I don’t know enough about industrial or multifamily to give advice on those. The concepts laid out above aren’t super complex but I would also be very impressed if an intern applicant came into the office talking about that stuff. You should research these things on your own so nothing sounds memorized or rehearsed.
This is very useful, thanks!
Google Steve Croman for optimal methods of boosting value in rent regulated multi-family properties.
American Greed did an episode on him. Very interesting.
For those who don't feel like googling, the guy would buy rent regulated properties. For these properties, rent couldn't be increased to market rates unless the tenant vacated. So after buying he would force/pay the tenants to move out and then bump up the rents, sell/refi with a higher NOI, then repeat. He made a large amount of money in a very short amount of time.
Rent control encourages slumlord behavior. Not a surprise.
A buddy of mine in a NYC rent regulated apartment couldn't get anything fixed in his apartment to save his life. Any time anything broke, it would go unfixed for weeks, if not months. The landlord wanted him and his roommates gone so they could up the rents.

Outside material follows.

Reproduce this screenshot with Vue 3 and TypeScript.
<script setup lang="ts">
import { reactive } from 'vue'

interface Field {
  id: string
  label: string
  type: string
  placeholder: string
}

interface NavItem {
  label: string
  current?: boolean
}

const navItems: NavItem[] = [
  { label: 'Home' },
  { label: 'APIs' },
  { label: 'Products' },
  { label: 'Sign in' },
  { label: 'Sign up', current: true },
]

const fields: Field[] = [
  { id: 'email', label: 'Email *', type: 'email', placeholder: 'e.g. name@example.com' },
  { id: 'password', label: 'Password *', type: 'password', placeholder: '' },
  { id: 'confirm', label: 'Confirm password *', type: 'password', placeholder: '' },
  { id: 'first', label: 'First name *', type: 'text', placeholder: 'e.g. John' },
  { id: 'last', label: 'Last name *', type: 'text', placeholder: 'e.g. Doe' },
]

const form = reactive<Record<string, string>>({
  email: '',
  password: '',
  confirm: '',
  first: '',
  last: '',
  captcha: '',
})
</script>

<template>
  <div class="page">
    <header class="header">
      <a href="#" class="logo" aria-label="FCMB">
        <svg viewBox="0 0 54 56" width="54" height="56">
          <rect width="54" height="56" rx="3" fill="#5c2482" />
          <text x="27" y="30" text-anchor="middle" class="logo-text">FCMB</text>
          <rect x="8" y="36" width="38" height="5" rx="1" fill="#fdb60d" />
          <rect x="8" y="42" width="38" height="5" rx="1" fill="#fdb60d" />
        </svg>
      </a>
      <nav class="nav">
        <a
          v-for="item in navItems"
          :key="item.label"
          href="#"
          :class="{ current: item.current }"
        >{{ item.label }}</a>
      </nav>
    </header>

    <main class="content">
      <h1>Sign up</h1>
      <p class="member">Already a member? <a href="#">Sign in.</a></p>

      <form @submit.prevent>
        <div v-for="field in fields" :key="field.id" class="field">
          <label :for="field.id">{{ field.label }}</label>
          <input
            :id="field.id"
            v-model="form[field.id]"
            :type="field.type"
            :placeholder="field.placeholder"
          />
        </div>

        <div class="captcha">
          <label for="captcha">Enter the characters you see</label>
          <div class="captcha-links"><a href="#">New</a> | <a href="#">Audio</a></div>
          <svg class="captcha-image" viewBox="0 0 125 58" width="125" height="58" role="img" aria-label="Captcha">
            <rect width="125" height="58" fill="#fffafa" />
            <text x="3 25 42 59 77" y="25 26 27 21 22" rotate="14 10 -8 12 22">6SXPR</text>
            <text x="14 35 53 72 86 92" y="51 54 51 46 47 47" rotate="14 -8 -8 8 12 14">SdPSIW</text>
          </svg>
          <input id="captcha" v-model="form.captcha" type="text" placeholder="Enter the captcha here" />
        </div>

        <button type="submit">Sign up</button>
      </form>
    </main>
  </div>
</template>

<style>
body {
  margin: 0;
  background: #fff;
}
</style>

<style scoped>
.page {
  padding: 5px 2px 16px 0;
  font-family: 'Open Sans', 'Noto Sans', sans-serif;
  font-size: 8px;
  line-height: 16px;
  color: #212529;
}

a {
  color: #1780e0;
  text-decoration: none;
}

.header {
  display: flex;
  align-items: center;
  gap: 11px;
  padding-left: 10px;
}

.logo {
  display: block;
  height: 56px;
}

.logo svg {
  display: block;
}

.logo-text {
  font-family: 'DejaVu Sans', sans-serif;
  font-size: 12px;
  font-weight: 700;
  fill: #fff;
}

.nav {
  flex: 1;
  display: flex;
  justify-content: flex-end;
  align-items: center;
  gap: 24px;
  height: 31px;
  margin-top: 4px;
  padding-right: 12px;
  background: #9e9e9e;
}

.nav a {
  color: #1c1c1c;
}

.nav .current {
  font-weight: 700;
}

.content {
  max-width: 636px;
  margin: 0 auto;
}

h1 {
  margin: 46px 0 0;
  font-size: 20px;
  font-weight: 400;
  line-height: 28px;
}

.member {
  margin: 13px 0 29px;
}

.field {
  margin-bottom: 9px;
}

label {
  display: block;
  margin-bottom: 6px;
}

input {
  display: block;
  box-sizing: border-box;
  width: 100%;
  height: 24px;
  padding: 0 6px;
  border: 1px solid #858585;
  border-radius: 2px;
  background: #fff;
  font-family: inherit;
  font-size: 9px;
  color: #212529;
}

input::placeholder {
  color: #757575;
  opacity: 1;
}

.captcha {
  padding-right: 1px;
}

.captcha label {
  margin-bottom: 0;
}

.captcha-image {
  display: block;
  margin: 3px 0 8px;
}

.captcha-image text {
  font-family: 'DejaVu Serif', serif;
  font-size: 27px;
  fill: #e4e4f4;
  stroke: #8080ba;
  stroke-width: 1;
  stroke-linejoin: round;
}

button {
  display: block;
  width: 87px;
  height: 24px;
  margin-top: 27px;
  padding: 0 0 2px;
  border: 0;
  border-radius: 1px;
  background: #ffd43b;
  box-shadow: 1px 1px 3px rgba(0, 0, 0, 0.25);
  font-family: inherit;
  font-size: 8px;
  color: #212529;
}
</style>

Croman’s units (9300 Realty) are actually great if you’re a market-rate tenant. They’re usually the nicest pre-war product downtown, and that’s the big draw: much of his 117 building portfolio is in the most desirable areas (Nolita, East Village, West Village). He got many of the 30+ unit buildings for ~$1mm each in the late 1990s.
Build nice stuff to charge more rent. Amenities for MF, handshaped italian stone for your commercial buildings.

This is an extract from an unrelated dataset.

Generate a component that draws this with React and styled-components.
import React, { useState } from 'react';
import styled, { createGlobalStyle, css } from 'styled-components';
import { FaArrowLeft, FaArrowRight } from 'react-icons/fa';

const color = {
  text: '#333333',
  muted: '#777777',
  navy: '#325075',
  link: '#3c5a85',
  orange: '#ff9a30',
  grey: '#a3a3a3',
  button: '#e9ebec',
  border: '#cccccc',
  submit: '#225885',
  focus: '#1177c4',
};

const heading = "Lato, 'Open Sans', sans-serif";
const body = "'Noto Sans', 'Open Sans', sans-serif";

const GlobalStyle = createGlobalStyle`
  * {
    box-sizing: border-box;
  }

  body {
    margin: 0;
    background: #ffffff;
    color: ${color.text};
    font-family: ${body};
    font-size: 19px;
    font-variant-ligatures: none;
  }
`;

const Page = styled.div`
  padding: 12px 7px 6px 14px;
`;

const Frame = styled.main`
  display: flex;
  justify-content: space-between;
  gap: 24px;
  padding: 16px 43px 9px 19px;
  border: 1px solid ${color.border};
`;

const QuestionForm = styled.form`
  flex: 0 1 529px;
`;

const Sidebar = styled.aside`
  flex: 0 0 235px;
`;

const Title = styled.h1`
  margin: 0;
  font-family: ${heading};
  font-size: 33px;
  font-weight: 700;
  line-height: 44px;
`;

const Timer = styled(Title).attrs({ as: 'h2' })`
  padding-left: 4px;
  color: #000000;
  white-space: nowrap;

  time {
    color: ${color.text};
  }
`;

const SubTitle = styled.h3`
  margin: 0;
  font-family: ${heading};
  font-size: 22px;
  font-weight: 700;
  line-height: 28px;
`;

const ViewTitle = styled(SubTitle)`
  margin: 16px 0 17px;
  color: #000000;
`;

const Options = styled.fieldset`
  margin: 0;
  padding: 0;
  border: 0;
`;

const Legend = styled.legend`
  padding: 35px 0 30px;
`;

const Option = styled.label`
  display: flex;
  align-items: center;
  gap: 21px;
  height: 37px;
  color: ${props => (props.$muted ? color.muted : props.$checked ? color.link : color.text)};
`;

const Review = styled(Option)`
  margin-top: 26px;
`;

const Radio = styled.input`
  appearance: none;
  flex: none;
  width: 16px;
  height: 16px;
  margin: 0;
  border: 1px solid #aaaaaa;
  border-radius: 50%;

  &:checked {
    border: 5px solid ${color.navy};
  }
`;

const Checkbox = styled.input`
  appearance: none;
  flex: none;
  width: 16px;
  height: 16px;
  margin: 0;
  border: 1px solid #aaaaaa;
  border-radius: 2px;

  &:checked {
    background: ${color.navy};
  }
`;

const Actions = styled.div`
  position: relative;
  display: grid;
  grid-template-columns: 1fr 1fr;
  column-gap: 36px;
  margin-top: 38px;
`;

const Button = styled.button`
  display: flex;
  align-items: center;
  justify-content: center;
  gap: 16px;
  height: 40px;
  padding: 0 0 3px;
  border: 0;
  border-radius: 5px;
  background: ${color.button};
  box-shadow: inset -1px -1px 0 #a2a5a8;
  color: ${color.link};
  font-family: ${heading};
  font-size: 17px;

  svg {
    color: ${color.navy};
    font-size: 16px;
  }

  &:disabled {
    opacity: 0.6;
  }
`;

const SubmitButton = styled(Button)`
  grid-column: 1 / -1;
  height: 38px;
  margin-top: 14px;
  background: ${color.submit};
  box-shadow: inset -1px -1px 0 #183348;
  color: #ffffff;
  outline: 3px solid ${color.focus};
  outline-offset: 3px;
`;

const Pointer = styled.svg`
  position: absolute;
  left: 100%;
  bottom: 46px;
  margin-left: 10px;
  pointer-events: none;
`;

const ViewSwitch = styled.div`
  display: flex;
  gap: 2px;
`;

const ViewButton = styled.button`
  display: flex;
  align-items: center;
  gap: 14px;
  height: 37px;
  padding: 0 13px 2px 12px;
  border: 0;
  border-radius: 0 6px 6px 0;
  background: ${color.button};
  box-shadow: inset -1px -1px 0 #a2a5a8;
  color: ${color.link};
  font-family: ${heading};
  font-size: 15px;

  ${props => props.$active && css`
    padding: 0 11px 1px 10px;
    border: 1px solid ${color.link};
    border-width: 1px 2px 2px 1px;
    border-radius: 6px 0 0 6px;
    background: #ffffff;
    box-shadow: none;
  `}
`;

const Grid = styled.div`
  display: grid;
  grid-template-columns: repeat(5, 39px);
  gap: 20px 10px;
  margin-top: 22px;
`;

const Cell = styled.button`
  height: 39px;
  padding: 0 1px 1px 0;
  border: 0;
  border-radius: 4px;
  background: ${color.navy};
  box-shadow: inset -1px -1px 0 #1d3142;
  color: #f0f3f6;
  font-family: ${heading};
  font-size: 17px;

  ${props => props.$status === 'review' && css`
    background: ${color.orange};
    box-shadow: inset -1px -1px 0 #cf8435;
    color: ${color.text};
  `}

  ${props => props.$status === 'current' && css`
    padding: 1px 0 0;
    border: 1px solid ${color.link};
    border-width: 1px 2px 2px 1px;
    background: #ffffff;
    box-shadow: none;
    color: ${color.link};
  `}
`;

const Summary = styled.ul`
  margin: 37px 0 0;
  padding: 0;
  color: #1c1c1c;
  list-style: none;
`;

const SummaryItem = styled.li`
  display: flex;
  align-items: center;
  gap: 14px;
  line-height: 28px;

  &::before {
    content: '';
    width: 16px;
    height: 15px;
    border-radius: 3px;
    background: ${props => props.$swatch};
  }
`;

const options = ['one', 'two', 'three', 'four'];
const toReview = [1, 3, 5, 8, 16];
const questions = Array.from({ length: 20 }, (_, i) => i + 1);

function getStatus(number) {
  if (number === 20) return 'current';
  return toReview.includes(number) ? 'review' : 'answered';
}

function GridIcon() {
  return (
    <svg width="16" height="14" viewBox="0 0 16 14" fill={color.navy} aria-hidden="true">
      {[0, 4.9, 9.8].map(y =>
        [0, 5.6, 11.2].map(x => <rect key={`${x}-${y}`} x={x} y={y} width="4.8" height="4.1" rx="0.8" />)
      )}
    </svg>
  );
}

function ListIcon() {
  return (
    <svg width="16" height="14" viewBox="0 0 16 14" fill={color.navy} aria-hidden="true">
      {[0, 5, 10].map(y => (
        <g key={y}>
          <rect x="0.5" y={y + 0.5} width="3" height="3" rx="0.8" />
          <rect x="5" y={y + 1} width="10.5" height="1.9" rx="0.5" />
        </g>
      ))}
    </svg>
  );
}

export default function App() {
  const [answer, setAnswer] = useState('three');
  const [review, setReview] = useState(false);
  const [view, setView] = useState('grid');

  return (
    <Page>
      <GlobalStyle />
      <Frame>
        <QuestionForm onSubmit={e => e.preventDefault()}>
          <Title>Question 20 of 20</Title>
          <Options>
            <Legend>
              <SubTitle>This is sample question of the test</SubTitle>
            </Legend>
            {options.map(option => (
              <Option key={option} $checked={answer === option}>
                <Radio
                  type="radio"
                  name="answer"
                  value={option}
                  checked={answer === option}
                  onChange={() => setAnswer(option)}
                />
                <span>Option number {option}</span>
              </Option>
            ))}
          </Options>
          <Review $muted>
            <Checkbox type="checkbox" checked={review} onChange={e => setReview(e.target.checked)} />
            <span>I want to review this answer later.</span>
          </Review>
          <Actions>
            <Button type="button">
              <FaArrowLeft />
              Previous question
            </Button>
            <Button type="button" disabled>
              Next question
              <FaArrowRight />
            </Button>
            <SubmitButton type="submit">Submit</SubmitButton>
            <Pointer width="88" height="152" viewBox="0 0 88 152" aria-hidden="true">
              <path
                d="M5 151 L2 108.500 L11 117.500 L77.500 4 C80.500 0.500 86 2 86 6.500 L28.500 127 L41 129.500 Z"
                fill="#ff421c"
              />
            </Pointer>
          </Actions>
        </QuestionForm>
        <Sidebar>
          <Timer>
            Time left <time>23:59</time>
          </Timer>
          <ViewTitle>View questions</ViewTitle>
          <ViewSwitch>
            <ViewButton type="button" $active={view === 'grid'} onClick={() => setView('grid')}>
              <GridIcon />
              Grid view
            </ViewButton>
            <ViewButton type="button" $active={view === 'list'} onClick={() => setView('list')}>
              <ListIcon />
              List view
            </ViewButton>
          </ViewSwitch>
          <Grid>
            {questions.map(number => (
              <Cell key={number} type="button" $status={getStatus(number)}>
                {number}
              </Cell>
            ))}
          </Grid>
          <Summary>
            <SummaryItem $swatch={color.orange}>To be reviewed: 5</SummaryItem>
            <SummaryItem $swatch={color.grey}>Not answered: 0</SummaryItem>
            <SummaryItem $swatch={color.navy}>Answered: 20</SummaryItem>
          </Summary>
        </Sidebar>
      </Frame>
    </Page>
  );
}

Increase value of the property or increase value of the equity/ownership stake?
Increase value of the equity to be more precise
blend and extend the lease before you exit (even if it means reducing rent and keeping it flat, providing concessions)
I’ll give you a real answer OP, I started off as an appraiser so I have experience with each property type and what specifically drives value.
Multi family - traditional value add strategies for MF include updating and replacing finishes such as counters, floors, bathrooms and even exteriors to give it a new brand/look. Opportunities to add new revenue streams can be particular valuable such as adding common laundry services, a small gym or even parking to unlock hidden value.
Office - the property type I can speak to the least but the big trend from what we have seen is adding more common amenities and driving towards more of a cohesive experiential experience for tenants. Upgrading lobbies, courtyards, adding a gym or enhancing outdoor areas increase curb appeal and marketability while being a fixed cost you spread over all your tenants.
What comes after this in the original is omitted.